Nos últimos anos, observou-se uma abordagem praticamente unanimemente respeitosa a Chaves e Chapolin. São raríssimos os exemplos de matérias que abordam as séries de forma depreciativa. Não só a mídia reconheceu, ainda que tardiamente, a importância de CH, mas também porque os fãs passaram a ter muito mais vez e voz, fato aprofundado pelo surgimento de redes sociais como Twitter e Facebook. Hoje, vivemos um novo “boom” de CH no Brasil.
Isto começou com o 2º Festival da Boa Vizinhança, em abril de 2010, quando o Fã-Clube trouxe Carlos Villagrán (Quico) e Edgar Vivar (Seu Barriga) a São Paulo, onde se apresentaram aos fãs de todas as partes do país. As séries passaram a ser exibidas também no Cartoon Network, voltaram ao ar os episódios perdidos, novos produtos foram lançados, diversas vezes Chaves foi assunto na mídia, Edgar Vivar esteve no Brasil com seu show, ocorreu o evento América Celebra a Chespirito. CH teve um espaço enorme nos meios de comunicação durante os últimos dois anos. Pelas redes, descobriu-se que os fãs são milhões espalhados por todo o Brasil. A mídia e a publicidade redescobriram as séries. E os fanáticos, através de seus canais representativos, passaram a também gerar os fatos, a invadir os meios com suas ações. Como o FBV2, realizado pelo Fã-Clube, ou então os desmentidos de algumas notícias, como as supostas mortes de Chespirito, um suposto AVC de Bolaños ou a aposentadoria de Maria Antonieta de las Nieves (Chiquinha), todos estes boatos esclarecidos antes pelos próprios chavesmaníacos do que pela mídia convencional.
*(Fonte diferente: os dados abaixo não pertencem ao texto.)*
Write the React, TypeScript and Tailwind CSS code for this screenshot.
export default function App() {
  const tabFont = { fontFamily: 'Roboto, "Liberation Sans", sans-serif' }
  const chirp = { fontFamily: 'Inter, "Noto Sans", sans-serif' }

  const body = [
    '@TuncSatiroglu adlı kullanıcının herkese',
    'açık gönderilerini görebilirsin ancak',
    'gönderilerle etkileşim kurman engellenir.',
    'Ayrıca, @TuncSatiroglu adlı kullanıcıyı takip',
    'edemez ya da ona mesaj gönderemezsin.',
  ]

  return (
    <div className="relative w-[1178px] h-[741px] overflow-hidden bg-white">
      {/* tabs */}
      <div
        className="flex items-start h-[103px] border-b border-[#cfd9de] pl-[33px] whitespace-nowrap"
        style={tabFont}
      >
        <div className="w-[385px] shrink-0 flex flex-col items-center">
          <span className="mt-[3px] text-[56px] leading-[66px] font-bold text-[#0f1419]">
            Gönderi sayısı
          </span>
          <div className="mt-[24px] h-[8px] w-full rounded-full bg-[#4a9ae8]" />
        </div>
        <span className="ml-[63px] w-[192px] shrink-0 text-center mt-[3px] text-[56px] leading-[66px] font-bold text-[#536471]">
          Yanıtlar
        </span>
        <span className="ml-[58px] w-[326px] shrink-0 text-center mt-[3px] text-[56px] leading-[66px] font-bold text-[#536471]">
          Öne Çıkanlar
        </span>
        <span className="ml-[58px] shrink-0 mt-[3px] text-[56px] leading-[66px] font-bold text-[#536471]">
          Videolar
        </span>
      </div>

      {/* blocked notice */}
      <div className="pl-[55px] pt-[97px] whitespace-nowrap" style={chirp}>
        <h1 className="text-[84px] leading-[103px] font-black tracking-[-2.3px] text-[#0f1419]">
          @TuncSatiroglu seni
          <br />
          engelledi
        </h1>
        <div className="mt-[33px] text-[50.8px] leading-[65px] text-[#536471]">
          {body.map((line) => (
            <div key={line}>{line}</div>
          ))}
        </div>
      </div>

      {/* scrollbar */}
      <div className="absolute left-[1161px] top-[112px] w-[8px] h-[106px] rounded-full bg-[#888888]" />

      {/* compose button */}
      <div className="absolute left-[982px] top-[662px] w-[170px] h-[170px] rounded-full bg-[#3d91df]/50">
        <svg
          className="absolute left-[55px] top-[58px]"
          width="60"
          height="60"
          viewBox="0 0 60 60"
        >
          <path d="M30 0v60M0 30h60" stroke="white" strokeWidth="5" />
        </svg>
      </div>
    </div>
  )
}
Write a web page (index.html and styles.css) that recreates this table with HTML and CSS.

Depois de quase 30 anos, hoje os fãs brasileiros de Chaves e Chapolin não dependem mais totalmente da mídia. Somos capazes de criar os fatos, de nos comunicarmos com os que compartilham de nossa paixão. E felizmente, temos muito mais acesso e respeito da mídia do que antes. CH, de um produto questionável, tornou-se uma total afirmação. Um reconhecimento, ainda que tardio, mas que felizmente chegou para ficar.